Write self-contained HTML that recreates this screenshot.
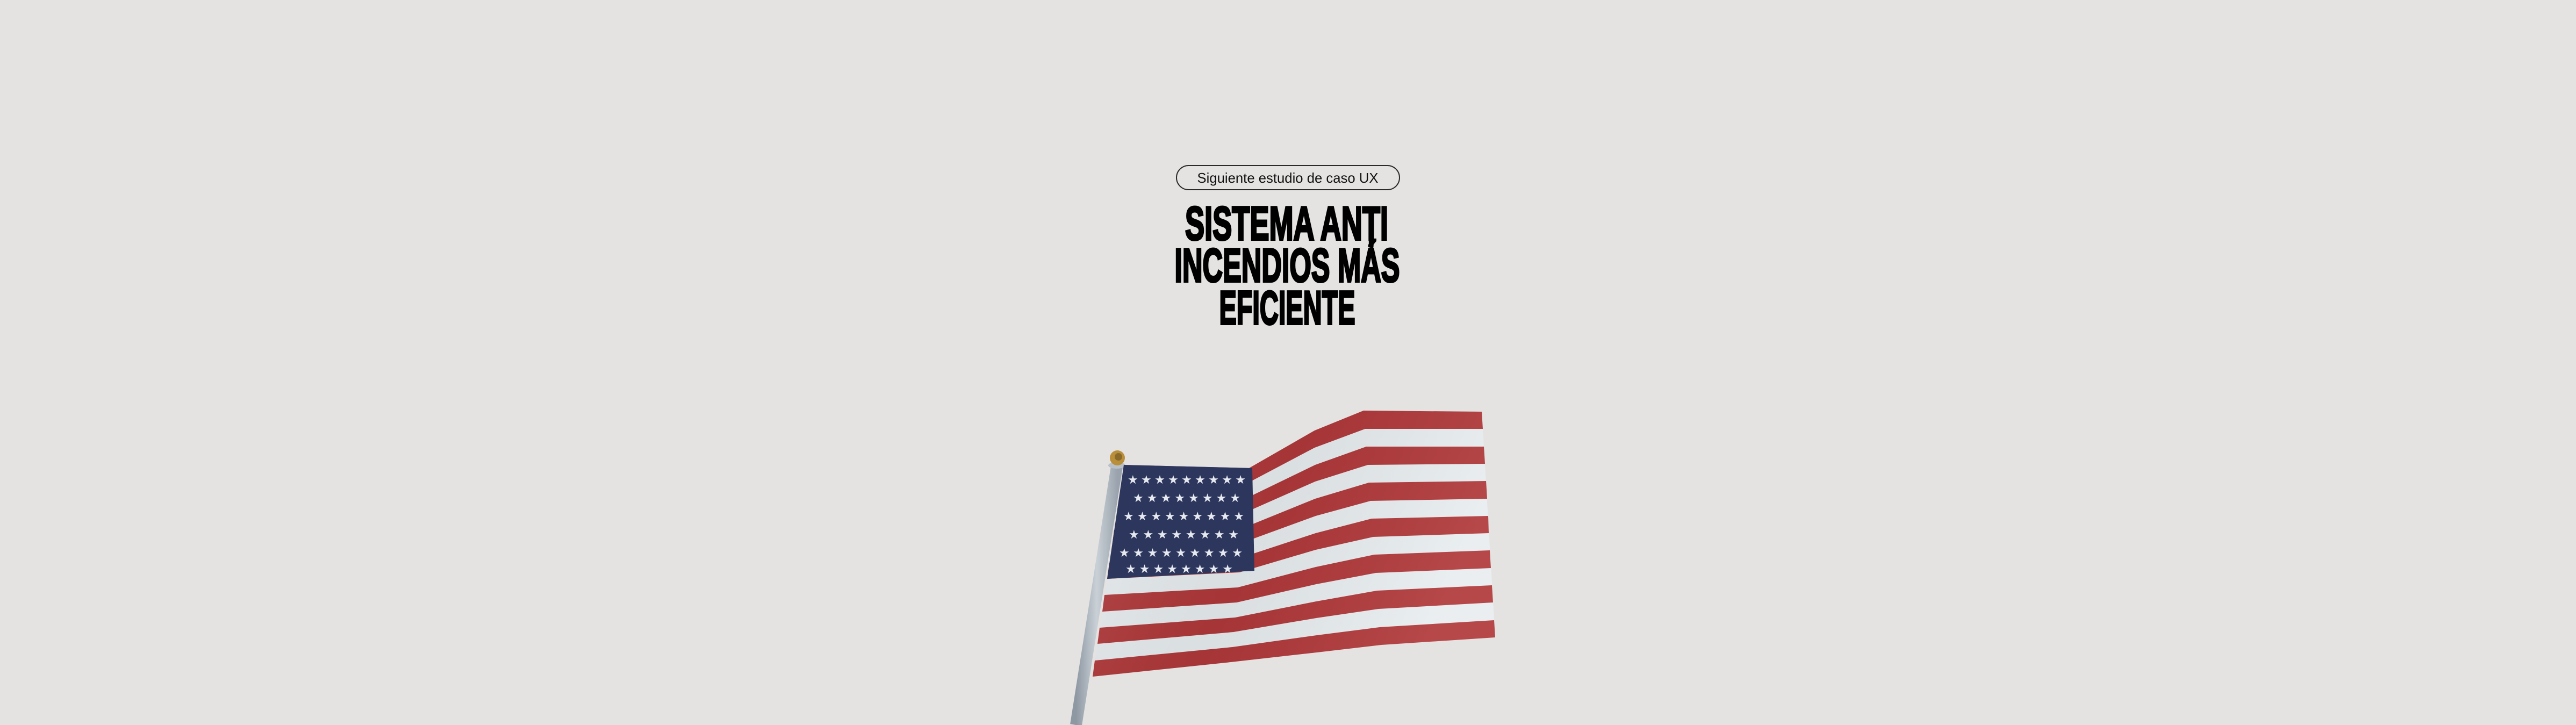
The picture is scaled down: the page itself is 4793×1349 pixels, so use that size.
<!DOCTYPE html>
<html><head><meta charset="utf-8"><style>
html,body{margin:0;padding:0;background:#e4e3e1;}
body{width:4793px;height:1349px;overflow:hidden;position:relative;}
svg{position:absolute;left:0;top:0;}
</style></head><body>
<svg width="4793" height="1349" viewBox="0 0 4793 1349" xmlns="http://www.w3.org/2000/svg">
<defs>
<linearGradient id="pole" x1="0" x2="1" y1="0" y2="0">
<stop offset="0" stop-color="#8e98a3"/><stop offset="0.5" stop-color="#c9d0d6"/><stop offset="1" stop-color="#9aa3ad"/>
</linearGradient>
<linearGradient id="shade" x1="0" x2="1" y1="0" y2="0.3">
<stop offset="0" stop-color="#fff" stop-opacity="0.12"/><stop offset="0.5" stop-color="#000" stop-opacity="0.06"/><stop offset="1" stop-color="#fff" stop-opacity="0.08"/>
</linearGradient>
</defs>
<!-- pill -->
<rect x="2189" y="308" width="415" height="45" rx="22.5" fill="none" stroke="#2a2a2a" stroke-width="2"/>
<text x="2396" y="340" text-anchor="middle" font-family="Liberation Sans, sans-serif" font-size="26" fill="#111" textLength="337" lengthAdjust="spacingAndGlyphs">Siguiente estudio de caso UX</text>
<!-- title -->
<g font-family="Liberation Sans, sans-serif" font-weight="bold" font-size="88" fill="#000" stroke="#000" stroke-width="4" text-anchor="middle">
<text x="2394" y="446" textLength="378" lengthAdjust="spacingAndGlyphs">SISTEMA ANȚI</text>
<text x="2395" y="524" textLength="419" lengthAdjust="spacingAndGlyphs">INCENDIOS MÁS</text>
<text x="2395" y="603" textLength="253" lengthAdjust="spacingAndGlyphs">EFICIENTE</text>
</g>
<!-- pole -->
<line x1="2079" y1="862" x2="2002" y2="1349" stroke="url(#pole)" stroke-width="22"/>
<ellipse cx="2078" cy="866" rx="16" ry="6" fill="#b8c0c8"/>
<circle cx="2079" cy="852" r="14" fill="#b98f3a"/>
<circle cx="2081" cy="850" r="7" fill="#6b5220" opacity="0.6"/>
<!-- flag -->
<polygon fill="#e8edf0" points="2091,865 2324,871 2446,801 2537,764 2757,766 2782,1186 2570,1200 2450,1214 2290,1232 2033,1259"/>
<g fill="#b0383a">
<polygon points="2091,865 2324,871 2446,801 2537,764 2757,766 2759,798 2540,798 2446,833 2321,899 2087,895"/>
<polygon points="2082,926 2319,927 2447,865 2542,831 2761,831 2763,863 2545,865 2447,896 2316,954 2078,956"/>
<polygon points="2073,986 2314,982 2447,928 2547,898 2765,895 2767,928 2550,932 2448,960 2311,1010 2069,1017"/>
<polygon points="2064,1047 2308,1038 2448,992 2552,965 2769,960 2770,992 2555,999 2448,1023 2306,1065 2060,1077"/>
<polygon points="2055,1107 2303,1093 2448,1055 2557,1032 2772,1024 2774,1057 2560,1066 2449,1087 2301,1121 2051,1138"/>
<polygon points="2046,1168 2298,1149 2449,1119 2562,1099 2776,1089 2778,1121 2565,1133 2449,1150 2295,1176 2042,1198"/>
<polygon points="2037,1229 2293,1204 2450,1182 2567,1167 2780,1154 2782,1186 2570,1200 2450,1214 2290,1232 2033,1259"/>
</g>
<polygon fill="url(#shade)" points="2091,865 2324,871 2446,801 2537,764 2757,766 2782,1186 2570,1200 2450,1214 2290,1232 2033,1259"/>
<polygon fill="#2d375e" points="2091,865 2330,871 2334,1062 2060,1077"/>
<g fill="#e6e9ef" font-family="DejaVu Sans, sans-serif" font-size="22">
<text x="2098" y="900" textLength="220">★ ★ ★ ★ ★ ★ ★ ★ ★</text>
<text x="2108" y="934" textLength="200">★ ★ ★ ★ ★ ★ ★ ★</text>
<text x="2090" y="968" textLength="225">★ ★ ★ ★ ★ ★ ★ ★ ★</text>
<text x="2100" y="1002" textLength="205">★ ★ ★ ★ ★ ★ ★ ★</text>
<text x="2082" y="1036" textLength="230">★ ★ ★ ★ ★ ★ ★ ★ ★</text>
<text x="2094" y="1066" textLength="200">★ ★ ★ ★ ★ ★ ★ ★</text>
</g>
</svg>
</body></html>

• [Set exercise]: Transcribe the full listing character for character. Pictures are excluded.

• [Result]:
Write self-contained HTML that recreates this screenshot.
The picture is scaled down: the page itself is 4793×1349 pixels, so use that size.
<!DOCTYPE html>
<html><head><meta charset="utf-8"><style>
html,body{margin:0;padding:0;background:#e4e3e1;}
body{width:4793px;height:1349px;overflow:hidden;position:relative;}
svg{position:absolute;left:0;top:0;}
</style></head><body>
<svg width="4793" height="1349" viewBox="0 0 4793 1349" xmlns="http://www.w3.org/2000/svg">
<defs>
<linearGradient id="pole" x1="0" x2="1" y1="0" y2="0">
<stop offset="0" stop-color="#8e98a3"/><stop offset="0.5" stop-color="#c9d0d6"/><stop offset="1" stop-color="#9aa3ad"/>
</linearGradient>
<linearGradient id="shade" x1="0" x2="1" y1="0" y2="0.3">
<stop offset="0" stop-color="#fff" stop-opacity="0.12"/><stop offset="0.5" stop-color="#000" stop-opacity="0.06"/><stop offset="1" stop-color="#fff" stop-opacity="0.08"/>
</linearGradient>
</defs>
<!-- pill -->
<rect x="2189" y="308" width="415" height="45" rx="22.5" fill="none" stroke="#2a2a2a" stroke-width="2"/>
<text x="2396" y="340" text-anchor="middle" font-family="Liberation Sans, sans-serif" font-size="26" fill="#111" textLength="337" lengthAdjust="spacingAndGlyphs">Siguiente estudio de caso UX</text>
<!-- title -->
<g font-family="Liberation Sans, sans-serif" font-weight="bold" font-size="88" fill="#000" stroke="#000" stroke-width="4" text-anchor="middle">
<text x="2394" y="446" textLength="378" lengthAdjust="spacingAndGlyphs">SISTEMA ANȚI</text>
<text x="2395" y="524" textLength="419" lengthAdjust="spacingAndGlyphs">INCENDIOS MÁS</text>
<text x="2395" y="603" textLength="253" lengthAdjust="spacingAndGlyphs">EFICIENTE</text>
</g>
<!-- pole -->
<line x1="2079" y1="862" x2="2002" y2="1349" stroke="url(#pole)" stroke-width="22"/>
<ellipse cx="2078" cy="866" rx="16" ry="6" fill="#b8c0c8"/>
<circle cx="2079" cy="852" r="14" fill="#b98f3a"/>
<circle cx="2081" cy="850" r="7" fill="#6b5220" opacity="0.6"/>
<!-- flag -->
<polygon fill="#e8edf0" points="2091,865 2324,871 2446,801 2537,764 2757,766 2782,1186 2570,1200 2450,1214 2290,1232 2033,1259"/>
<g fill="#b0383a">
<polygon points="2091,865 2324,871 2446,801 2537,764 2757,766 2759,798 2540,798 2446,833 2321,899 2087,895"/>
<polygon points="2082,926 2319,927 2447,865 2542,831 2761,831 2763,863 2545,865 2447,896 2316,954 2078,956"/>
<polygon points="2073,986 2314,982 2447,928 2547,898 2765,895 2767,928 2550,932 2448,960 2311,1010 2069,1017"/>
<polygon points="2064,1047 2308,1038 2448,992 2552,965 2769,960 2770,992 2555,999 2448,1023 2306,1065 2060,1077"/>
<polygon points="2055,1107 2303,1093 2448,1055 2557,1032 2772,1024 2774,1057 2560,1066 2449,1087 2301,1121 2051,1138"/>
<polygon points="2046,1168 2298,1149 2449,1119 2562,1099 2776,1089 2778,1121 2565,1133 2449,1150 2295,1176 2042,1198"/>
<polygon points="2037,1229 2293,1204 2450,1182 2567,1167 2780,1154 2782,1186 2570,1200 2450,1214 2290,1232 2033,1259"/>
</g>
<polygon fill="url(#shade)" points="2091,865 2324,871 2446,801 2537,764 2757,766 2782,1186 2570,1200 2450,1214 2290,1232 2033,1259"/>
<polygon fill="#2d375e" points="2091,865 2330,871 2334,1062 2060,1077"/>
<g fill="#e6e9ef" font-family="DejaVu Sans, sans-serif" font-size="22">
<text x="2098" y="900" textLength="220">★ ★ ★ ★ ★ ★ ★ ★ ★</text>
<text x="2108" y="934" textLength="200">★ ★ ★ ★ ★ ★ ★ ★</text>
<text x="2090" y="968" textLength="225">★ ★ ★ ★ ★ ★ ★ ★ ★</text>
<text x="2100" y="1002" textLength="205">★ ★ ★ ★ ★ ★ ★ ★</text>
<text x="2082" y="1036" textLength="230">★ ★ ★ ★ ★ ★ ★ ★ ★</text>
<text x="2094" y="1066" textLength="200">★ ★ ★ ★ ★ ★ ★ ★</text>
</g>
</svg>
</body></html>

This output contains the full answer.